Second, the Commissioner says that, unlike in Bray, the Administrative Law Judge's decision was not silent on "whether the particular skills that the VE identified would be transferable . . . .[T]he ALJ questioned the VE at the hearing on the transferability of Plaintiff's skills to other work, and then made a specific finding in the decision that Plaintiff had acquired work skills from past relevant work. (AR 28 ¶8.)" (Joint Stipulation at 9:5-10) As noted, however, the decision is silent on any specific findings, such as what transferable skills Plaintiff has, and how those skills could be transferable to the alternate jobs. Even assuming that the decision somehow could incorporate the "not brief" testimony of the vocational expert, moreover, the findings still would be insufficient. Like the Administrative Law Judge, the vocational expert — although he said Plaintiff had transferable skills [AR 102] — did not identify what those skills were. The closest he came was in response to questions from Plaintiff's attorney:
[AR 104] Further on, however, he did not appear to assert that the skills were the ability to fabricate or install or repair equipment, but rather that Plaintiff would have knowledge of those tasks and be able to use that knowledge in other jobs. [AR 105-06] This itself is questionable. Cf. Villano v. Astrue, 556 F.3d 558, 563-64 (7th Cir. 2009) ("judgment" acquired from past work is not a "skill.") The jobs he identified were not jobs using the skills of fabricating, installing and repairing, but rather were maintenance scheduler and maintenance dispatcher. [AR 38-39]
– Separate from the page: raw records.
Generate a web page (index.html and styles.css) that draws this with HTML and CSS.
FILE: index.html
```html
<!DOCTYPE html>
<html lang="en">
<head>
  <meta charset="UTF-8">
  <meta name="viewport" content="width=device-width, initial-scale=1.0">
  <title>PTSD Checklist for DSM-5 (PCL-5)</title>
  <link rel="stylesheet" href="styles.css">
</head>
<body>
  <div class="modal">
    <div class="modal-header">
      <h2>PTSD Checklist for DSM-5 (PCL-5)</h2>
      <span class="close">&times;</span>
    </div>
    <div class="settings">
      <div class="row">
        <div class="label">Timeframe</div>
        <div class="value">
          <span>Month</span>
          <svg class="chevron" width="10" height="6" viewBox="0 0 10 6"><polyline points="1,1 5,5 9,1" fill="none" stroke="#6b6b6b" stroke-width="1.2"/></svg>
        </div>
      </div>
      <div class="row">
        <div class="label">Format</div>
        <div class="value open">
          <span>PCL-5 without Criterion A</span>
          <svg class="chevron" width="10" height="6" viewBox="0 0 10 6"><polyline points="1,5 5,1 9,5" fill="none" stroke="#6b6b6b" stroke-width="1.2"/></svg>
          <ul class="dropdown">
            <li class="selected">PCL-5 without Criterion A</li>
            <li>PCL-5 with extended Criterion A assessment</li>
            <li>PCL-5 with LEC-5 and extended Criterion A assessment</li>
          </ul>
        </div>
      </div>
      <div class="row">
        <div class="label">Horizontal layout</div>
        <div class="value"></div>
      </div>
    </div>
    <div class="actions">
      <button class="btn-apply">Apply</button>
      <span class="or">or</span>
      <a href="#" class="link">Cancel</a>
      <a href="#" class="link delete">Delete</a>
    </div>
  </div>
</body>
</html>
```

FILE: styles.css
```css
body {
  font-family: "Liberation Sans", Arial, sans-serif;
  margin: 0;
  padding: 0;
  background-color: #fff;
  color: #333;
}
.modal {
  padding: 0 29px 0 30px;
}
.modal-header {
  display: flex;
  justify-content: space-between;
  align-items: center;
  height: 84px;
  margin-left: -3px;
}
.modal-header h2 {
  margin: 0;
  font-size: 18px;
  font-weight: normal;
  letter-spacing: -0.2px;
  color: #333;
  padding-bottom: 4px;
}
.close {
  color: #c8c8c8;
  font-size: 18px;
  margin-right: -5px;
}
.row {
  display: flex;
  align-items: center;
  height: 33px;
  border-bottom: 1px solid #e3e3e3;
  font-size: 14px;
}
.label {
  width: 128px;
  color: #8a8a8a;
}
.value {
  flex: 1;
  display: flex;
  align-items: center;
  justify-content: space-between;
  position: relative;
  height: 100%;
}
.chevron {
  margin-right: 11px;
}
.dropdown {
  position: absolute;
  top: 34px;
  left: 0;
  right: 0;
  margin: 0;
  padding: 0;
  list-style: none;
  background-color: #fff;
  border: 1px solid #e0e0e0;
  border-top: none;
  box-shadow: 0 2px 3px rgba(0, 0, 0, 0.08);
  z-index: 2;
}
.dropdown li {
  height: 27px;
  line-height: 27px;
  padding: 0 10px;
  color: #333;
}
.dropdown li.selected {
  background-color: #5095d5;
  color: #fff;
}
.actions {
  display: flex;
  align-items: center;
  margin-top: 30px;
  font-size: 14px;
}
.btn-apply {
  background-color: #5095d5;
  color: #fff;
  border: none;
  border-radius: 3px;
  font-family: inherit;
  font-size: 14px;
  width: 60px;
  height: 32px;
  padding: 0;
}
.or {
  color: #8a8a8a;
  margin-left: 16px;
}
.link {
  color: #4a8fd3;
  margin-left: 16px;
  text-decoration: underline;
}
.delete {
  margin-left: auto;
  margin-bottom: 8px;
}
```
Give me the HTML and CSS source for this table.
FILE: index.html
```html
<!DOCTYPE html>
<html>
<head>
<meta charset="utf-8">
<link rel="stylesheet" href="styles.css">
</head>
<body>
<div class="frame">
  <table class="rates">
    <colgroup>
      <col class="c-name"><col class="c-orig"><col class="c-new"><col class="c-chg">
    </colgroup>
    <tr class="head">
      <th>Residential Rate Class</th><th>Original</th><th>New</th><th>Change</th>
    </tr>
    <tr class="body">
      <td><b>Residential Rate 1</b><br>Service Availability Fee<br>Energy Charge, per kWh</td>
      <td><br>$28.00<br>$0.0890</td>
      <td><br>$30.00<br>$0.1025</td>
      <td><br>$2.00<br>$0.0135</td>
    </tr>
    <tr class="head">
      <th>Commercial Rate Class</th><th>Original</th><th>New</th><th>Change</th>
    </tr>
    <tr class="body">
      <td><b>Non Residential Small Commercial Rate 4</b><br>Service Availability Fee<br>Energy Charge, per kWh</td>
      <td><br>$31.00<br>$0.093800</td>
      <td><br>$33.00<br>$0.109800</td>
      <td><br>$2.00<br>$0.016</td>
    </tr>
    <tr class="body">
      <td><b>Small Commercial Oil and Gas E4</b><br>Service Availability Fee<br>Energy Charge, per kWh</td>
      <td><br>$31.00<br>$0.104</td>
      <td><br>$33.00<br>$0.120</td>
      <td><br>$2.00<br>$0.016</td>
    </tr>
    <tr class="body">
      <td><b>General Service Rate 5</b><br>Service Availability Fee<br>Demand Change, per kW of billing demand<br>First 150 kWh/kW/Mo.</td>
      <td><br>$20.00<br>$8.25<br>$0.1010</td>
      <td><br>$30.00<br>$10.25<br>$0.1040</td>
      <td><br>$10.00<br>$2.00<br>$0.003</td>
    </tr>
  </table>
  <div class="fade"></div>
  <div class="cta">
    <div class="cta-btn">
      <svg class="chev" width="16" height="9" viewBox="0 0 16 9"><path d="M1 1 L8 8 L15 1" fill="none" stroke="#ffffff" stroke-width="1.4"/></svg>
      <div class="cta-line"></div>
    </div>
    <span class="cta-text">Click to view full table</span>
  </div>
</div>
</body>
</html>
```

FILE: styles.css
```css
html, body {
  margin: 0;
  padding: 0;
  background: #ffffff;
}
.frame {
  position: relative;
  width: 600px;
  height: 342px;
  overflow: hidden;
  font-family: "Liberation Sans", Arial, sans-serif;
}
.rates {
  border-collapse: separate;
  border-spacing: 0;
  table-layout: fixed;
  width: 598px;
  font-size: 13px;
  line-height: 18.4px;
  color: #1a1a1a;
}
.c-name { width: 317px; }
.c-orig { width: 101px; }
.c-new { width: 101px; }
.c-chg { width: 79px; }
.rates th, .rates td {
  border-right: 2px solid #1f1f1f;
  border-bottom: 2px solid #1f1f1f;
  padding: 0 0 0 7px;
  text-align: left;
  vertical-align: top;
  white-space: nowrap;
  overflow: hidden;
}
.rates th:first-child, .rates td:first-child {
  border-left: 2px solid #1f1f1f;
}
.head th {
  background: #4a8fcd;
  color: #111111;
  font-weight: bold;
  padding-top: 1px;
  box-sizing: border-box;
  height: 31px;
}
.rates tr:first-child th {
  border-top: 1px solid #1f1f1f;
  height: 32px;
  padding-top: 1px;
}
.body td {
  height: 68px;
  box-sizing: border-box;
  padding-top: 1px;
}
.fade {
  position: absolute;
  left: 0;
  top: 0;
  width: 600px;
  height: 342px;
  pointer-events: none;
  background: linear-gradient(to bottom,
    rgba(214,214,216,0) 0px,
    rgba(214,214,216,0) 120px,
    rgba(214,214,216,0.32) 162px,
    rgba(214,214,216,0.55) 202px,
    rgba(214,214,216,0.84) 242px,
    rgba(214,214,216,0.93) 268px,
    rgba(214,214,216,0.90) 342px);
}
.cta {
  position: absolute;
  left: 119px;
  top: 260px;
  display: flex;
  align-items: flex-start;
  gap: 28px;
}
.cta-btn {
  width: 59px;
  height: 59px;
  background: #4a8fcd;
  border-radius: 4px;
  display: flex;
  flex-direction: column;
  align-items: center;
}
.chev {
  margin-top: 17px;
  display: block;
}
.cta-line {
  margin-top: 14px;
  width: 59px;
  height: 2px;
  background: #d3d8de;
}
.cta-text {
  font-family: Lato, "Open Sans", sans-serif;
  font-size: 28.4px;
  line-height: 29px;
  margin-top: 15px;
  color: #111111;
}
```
The regulations are much more precise, however:
20 C.F.R. § 404.1568(c). A maintenance scheduler or dispatcher might involve skills that "require dealing with people, facts, or figures or abstract ideas at a high level of complexity." A person who has been doing the "fabrication, installation and repair of this equipment" [AR 104] might have different skills, and mere knowledge might not make the skills transferable. See 20 C.F.R. § 404.1568(d)(2) (transferability most probable and meaningful if same or lesser degree of skill required, same or similar tools and machines used, and same or similar raw products used). Furthermore, there are degrees of transferability of skills, ranging from very close similarities to remote and incidental similarities among jobs, 20 C.F.R. § 404.1568(d)(3) and, for a person of Plaintiff's age, there must be "very little, if any vocational adjustment required in terms of tools, work processes, work settings, or the industry." 20 C.F.R. Part 404, Subpart P Appendix 2 at 201.00(f). And the fact that Plaintiff used a computer reveals nothing; everyone uses a computer, but not everyone is adept at different programs or processes, or can learn new programs or processes just because they use a computer — the same way that the fact that a person knows how to use a telephone does not mean that he has transferable skills to be a dispatcher.
In short, the requisite findings that Bray requires cannot be located by importing the vocational expert's testimony into the decision of the Administrative Law Judge, even if SEC v. Chenery and Ceguerra would allow it. The Commissioner's efforts to escape from Bray's holding thus are unsuccessful. See also Renner v. Heckler, 786 F.2d 1421 (9th Cir. 1986).
In light of the foregoing, the decision of the Commissioner cannot stand. Accordingly, the matter is remanded for further proceedings consistent with this opinion. The Court's disposition makes it unnecessary to resolve the other complaints of error which Plaintiff makes on this appeal. On remand, however, the Commissioner may well wish to revisit those areas as well.